Senate approves auto no-fault update to protect accident victims, support certain health care providers
LANSING, Mich. – The Senate on Wednesday approved a $25 million Post-Acute Auto Injury Provider Relief Fund to temporarily reimburse health care providers whose businesses might be severely impacted by the 2019 auto no-fault reforms.
While these changes offered drivers flexibility and lower car insurance rates, Sen. Lana Theis said, some providers have yet been unable to transition their business models to compensate for the changes.
“Certain rate reductions may impact some providers’ ability to operate their businesses and treat accident victims,” said Theis, R-Brighton, who championed the 2019 reforms and offered the Senate substitute to the bill that creates the new fund. “The fund approved today will provide those health care providers focused more on patient care than the bottom line an opportunity to apply for assistance if other cost saving measures aren’t effective.”
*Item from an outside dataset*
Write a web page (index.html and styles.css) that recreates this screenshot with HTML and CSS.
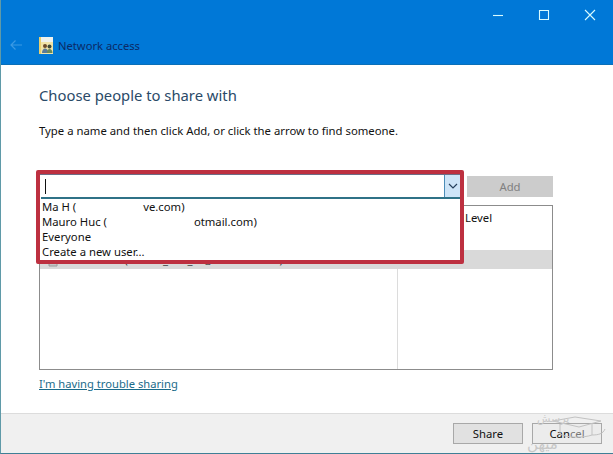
FILE: index.html
```html
<!DOCTYPE html>
<html lang="en">
<head>
<meta charset="utf-8">
<title>Network access</title>
<link rel="stylesheet" href="styles.css">
</head>
<body>
<div class="window">
  <header class="titlebar">
    <div class="controls">
      <svg class="ctl" width="12" height="12" viewBox="0 0 12 12"><path d="M1 6.500h10" /></svg>
      <svg class="ctl" width="12" height="12" viewBox="0 0 12 12"><path d="M1.500 1.500h9v9h-9z" /></svg>
      <svg class="ctl" width="12" height="12" viewBox="0 0 12 12"><path d="M1 1l10 10M11 1L1 11" /></svg>
    </div>
    <div class="nav">
      <svg class="back" width="14" height="12" viewBox="0 0 14 12"><path d="M13 6H2M6.500 1.500L2 6l4.500 4.500" /></svg>
      <svg class="appicon" width="14" height="17" viewBox="0 0 14 17">
        <path d="M0 0h14v17H0z" fill="#f1e4a8"/>
        <path d="M0 0h14v5H0z" fill="#eef2ee"/>
        <path d="M0 0h2v17H0z" fill="#e8d070"/>
        <circle cx="6" cy="9" r="2" fill="#6b4a2a"/>
        <circle cx="10.500" cy="9.500" r="2" fill="#3f4a3a"/>
        <path d="M3 16c0-3 1.500-4.500 3-4.500s2.500 1 3 2.500v2z" fill="#5a7a98"/>
        <path d="M8 16c0-2.500 1-4 2.500-4s3 1.500 3 4z" fill="#6a8a5a"/>
      </svg>
      <span class="apptitle">Network access</span>
    </div>
  </header>
  <main class="content">
    <h1 class="heading">Choose people to share with</h1>
    <p class="hint">Type a name and then click Add, or click the arrow to find someone.</p>
    <div class="addrow">
      <div class="combo">
        <span class="caret"></span>
        <span class="dropbtn">
          <svg width="10" height="6" viewBox="0 0 10 6"><path d="M1 1l4 4 4-4" /></svg>
        </span>
      </div>
      <div class="addbtn">Add</div>
    </div>
    <div class="listbox">
      <div class="listhead">
        <span class="col-name"></span>
        <span class="col-level">Level</span>
      </div>
      <div class="listrow">
        <span class="col-name">
          <svg class="rowicon" width="10" height="14" viewBox="0 0 10 14"><path d="M1 1h8v12H1z" /></svg>
          <span class="rowtext">Mauro Huc (mauro_huc_m@outlook.com)</span>
        </span>
      </div>
      <div class="listrest"><span class="col-name"></span><span class="col-level"></span></div>
    </div>
    <a class="trouble" href="#">I'm having trouble sharing</a>
    <div class="popup">
      <div class="popup-spacer"></div>
      <ul class="suggest">
        <li>Ma H (<span class="redact r1"></span>ve.com)</li>
        <li>Mauro Huc (<span class="redact r2"></span>otmail.com)</li>
        <li>Everyone</li>
        <li>Create a new user...</li>
      </ul>
    </div>
  </main>
  <footer class="footer">
    <button class="btn">Share</button>
    <button class="btn btn-cancel">Can<span class="faded">cel</span></button>
  </footer>
  <svg class="watermark" width="93" height="44" viewBox="0 0 93 44">
    <path d="M33 12l22-4 26 4-22 6z" />
    <path d="M40 15v10c6 4 24 4 32 1V15" />
    <path d="M72 26c6 0 11-1 13-6" />
    <text class="wm-text wm-top" x="17" y="13">پرسش</text>
    <text class="wm-text wm-bottom" x="7" y="40">میهن</text>
  </svg>
</div>
</body>
</html>
```
FILE: styles.css
```css
* { box-sizing: border-box; }
html, body { margin: 0; padding: 0; }
body { width: 613px; height: 454px; overflow: hidden; background: #fff; font-family: "Noto Sans", "Open Sans", sans-serif; color: #111; }
.window { position: relative; width: 613px; height: 454px; display: flex; flex-direction: column; border-left: 1px solid #5f9aa8; border-bottom: 1px solid #3f7f96; }

.titlebar { height: 65px; flex: none; background: #0078d7; border-bottom: 1px solid #0a6fb8; display: flex; flex-direction: column; }
.controls { height: 30px; display: flex; justify-content: flex-end; align-items: flex-start; gap: 34px; padding: 9px 17px 0 0; }
.ctl path { fill: none; stroke: #d8fbff; stroke-width: 1.100; }
.nav { display: flex; align-items: center; height: 30px; padding: 0 0 0 8px; }
.back { margin-right: 16px; }
.back path { fill: none; stroke: #3b9ae4; stroke-width: 1.200; }
.appicon { margin-right: 5px; }
.apptitle { font-size: 11.200px; color: #0b2a66; }

.content { position: relative; flex: 1; padding: 0 60px 0 38px; }
.heading { margin: 20px 0 0; font-size: 14.800px; line-height: 20px; font-weight: 400; color: #2a4a68; white-space: nowrap; }
.hint { margin: 18px 0 0; font-size: 11.340px; line-height: 16px; color: #111; white-space: nowrap; }

.addrow { margin-top: 37px; height: 22px; display: flex; justify-content: space-between; }
.combo { width: 419px; height: 24px; margin: -1px 0 0 2px; border-bottom: 2px solid #2f7287; background: #fff; display: flex; align-items: center; justify-content: space-between; }
.caret { width: 1px; height: 15px; background: #111; margin-left: 4px; }
.dropbtn { width: 16px; height: 22px; background: #cde4f7; border-left: 1px solid #4c8db8; display: flex; align-items: center; justify-content: center; }
.dropbtn path { fill: none; stroke: #26405c; stroke-width: 1.200; }
.addbtn { width: 86px; height: 21px; background: #cccccc; color: #808080; font-size: 11.300px; line-height: 21px; text-align: center; }

.listbox { margin-top: 7px; width: 514px; height: 165px; border: 1px solid #8c8c8c; display: flex; flex-direction: column; }
.listhead { height: 44px; flex: none; display: flex; }
.listrow { height: 19px; flex: none; background: #d9d9d9; display: flex; }
.listrest { flex: 1; display: flex; }
.col-name { width: 358px; flex: none; position: relative; display: flex; align-items: flex-start; }
.listrest .col-name { border-right: 1px solid #dcdcdc; }
.col-level { font-size: 11.300px; line-height: 16px; padding: 4px 0 0 67px; }
.rowicon { margin: 3px 0 0 8px; }
.rowicon path { fill: #c4c4c4; stroke: #9a9a9a; stroke-width: 1; }
.rowtext { font-size: 11.300px; line-height: 19px; margin-left: 5px; white-space: nowrap; color: #333; }

.trouble { display: inline-block; margin-top: 6px; font-size: 11.200px; line-height: 16px; color: #1a6b8a; text-decoration: underline; white-space: nowrap; }

.popup { position: absolute; left: 35px; top: 105px; width: 428px; height: 94px; border: 4px solid #bd3040; border-radius: 2px; display: flex; flex-direction: column; }
.popup-spacer { height: 25px; flex: none; border-top: 1px solid #6d6d85; }
.suggest { list-style: none; margin: 0; padding: 0 0 0 2px; flex: 1; background: #fff; }
.suggest li { font-size: 11.300px; line-height: 15px; height: 15px; color: #111; white-space: nowrap; }
.redact { display: inline-block; }
.r1 { width: 67px; }
.r2 { width: 87px; }

.footer { height: 40px; flex: none; background: #f0f0f0; border-top: 1px solid #dcdcdc; display: flex; justify-content: flex-end; align-items: center; gap: 9px; padding: 0 11px 1px 0; }
.btn { width: 70px; height: 21px; padding: 0; background: #e1e1e1; border: 1px solid #a8a8a8; font: 11.300px "Noto Sans", "Open Sans", sans-serif; color: #111; }
.btn-cancel { background: #ececec; }
.faded { color: #777; }

.watermark { position: absolute; right: 0; bottom: 0; pointer-events: none; }
.watermark path { fill: none; stroke: #c2c2c2; stroke-width: 1; }
.wm-text { font-family: "DejaVu Sans", sans-serif; fill: #c8c8c8; }
.wm-top { font-size: 11px; }
.wm-bottom { font-size: 15px; }
```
The fund, which would be operated by the state Department of Insurance and Financial Services, would enable affected health care providers experiencing a severe, systematic deficit in their business because of the fee schedule change to seek financial help. To be awarded assistance from the fund, applicants would be required to submit relevant documentation that fee schedule changes are causing systemic losses, proof that business cost saving measures are insufficient to continue to provide care, and evidence of efforts to alter their business practices to comply with the new law.
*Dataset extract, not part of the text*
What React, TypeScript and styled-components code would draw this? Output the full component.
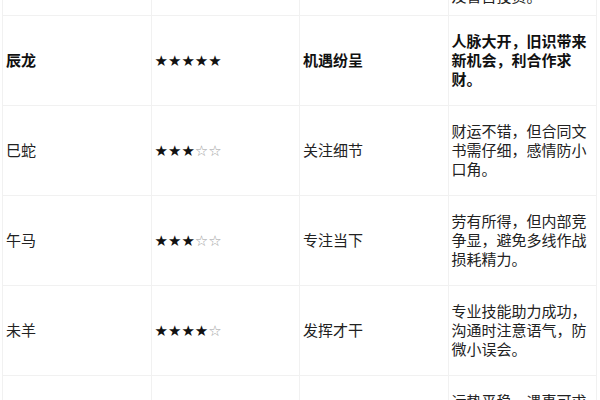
import React from 'react';
import styled, { createGlobalStyle } from 'styled-components';

const GlobalStyle = createGlobalStyle`
  html, body {
    margin: 0;
    padding: 0;
    background: #ffffff;
  }
`;

const Viewport = styled.div`
  width: 600px;
  height: 400px;
  overflow: hidden;
  padding-left: 2px;
  box-sizing: border-box;
  background: #ffffff;
`;

const Table = styled.table`
  width: 595px;
  margin-top: -68px;
  border-collapse: collapse;
  table-layout: fixed;
  font-family: 'Liberation Sans', 'Noto Sans CJK SC', sans-serif;
  font-size: 15px;
  line-height: 19px;
  color: #222222;
`;

const Row = styled.tr<{ $bold?: boolean }>`
  font-weight: ${({ $bold }) => ($bold ? 700 : 400)};
  color: ${({ $bold }) => ($bold ? '#111111' : '#222222')};
`;

const Cell = styled.td<{ $compact?: boolean }>`
  border: 1px solid #f1f1f1;
  padding: ${({ $compact }) => ($compact ? '16px 4px 9px 3px' : '16px 4px 16px 3px')};
  vertical-align: middle;
  text-align: left;
  word-break: break-all;
`;

const Stars = styled.span`
  font-family: 'DejaVu Sans', sans-serif;
  font-size: 15px;
  white-space: nowrap;
`;

const Star = styled.span<{ $on: boolean }>`
  color: ${({ $on }) => ($on ? '#111111' : '#a0a0a0')};
`;

interface Fortune {
  sign: string;
  rating: number;
  keyword: string;
  detail: string;
  bold?: boolean;
}

const rows: Fortune[] = [
  {
    sign: '卯兔',
    rating: 4,
    keyword: '稳中求进',
    detail: '贵人暗中相助，适合稳扎稳打，不宜冒进及盲目投资。'
  },
  {
    sign: '辰龙',
    rating: 5,
    keyword: '机遇纷呈',
    detail: '人脉大开，旧识带来新机会，利合作求财。',
    bold: true
  },
  {
    sign: '巳蛇',
    rating: 3,
    keyword: '关注细节',
    detail: '财运不错，但合同文书需仔细，感情防小口角。'
  },
  {
    sign: '午马',
    rating: 3,
    keyword: '专注当下',
    detail: '劳有所得，但内部竞争显，避免多线作战损耗精力。'
  },
  {
    sign: '未羊',
    rating: 4,
    keyword: '发挥才干',
    detail: '专业技能助力成功，沟通时注意语气，防微小误会。'
  },
  {
    sign: '申猴',
    rating: 4,
    keyword: '顺势而为',
    detail: '运势平稳，遇事可求助长辈，财运小有收获。'
  }
];

const Rating: React.FC<{ value: number }> = ({ value }) => (
  <Stars>
    {[0, 1, 2, 3, 4].map((i) => (
      <Star key={i} $on={i < value}>
        {i < value ? '★' : '☆'}
      </Star>
    ))}
  </Stars>
);

export default function App() {
  return (
    <>
      <GlobalStyle />
      <Viewport>
        <Table>
          <tbody>
            {rows.map((row, idx) => (
              <Row key={row.sign} $bold={row.bold}>
                <Cell $compact={idx === 0}>{row.sign}</Cell>
                <Cell $compact={idx === 0}>
                  <Rating value={row.rating} />
                </Cell>
                <Cell $compact={idx === 0}>{row.keyword}</Cell>
                <Cell $compact={idx === 0}>{row.detail}</Cell>
              </Row>
            ))}
          </tbody>
        </Table>
      </Viewport>
    </>
  );
}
DIFS would be required to consider an applicant’s charges compared to other charges sent to Medicaid, worker’s comp, private insurance, and other non-auto insurance for similar care. This will enable the department to determine if overcharging is occurring.
The department would also be required to publicly post certain statistics about the fund every quarter and produce an annual report on fund performance.
“The historic auto no-fault reforms are benefitting thousands of Michigan families, helping them save significantly on their car insurance policies — over a billion this year alone,” Theis said. “With the approval of this temporary Post-Acute Auto Injury Provider Relief Fund, we can ensure those savings continue, while also providing a bridge for our accident victims so that they continue to get the care they need from their health care providers.”
The bill now goes to the House of Representatives for concurrence before going to the governor for approval.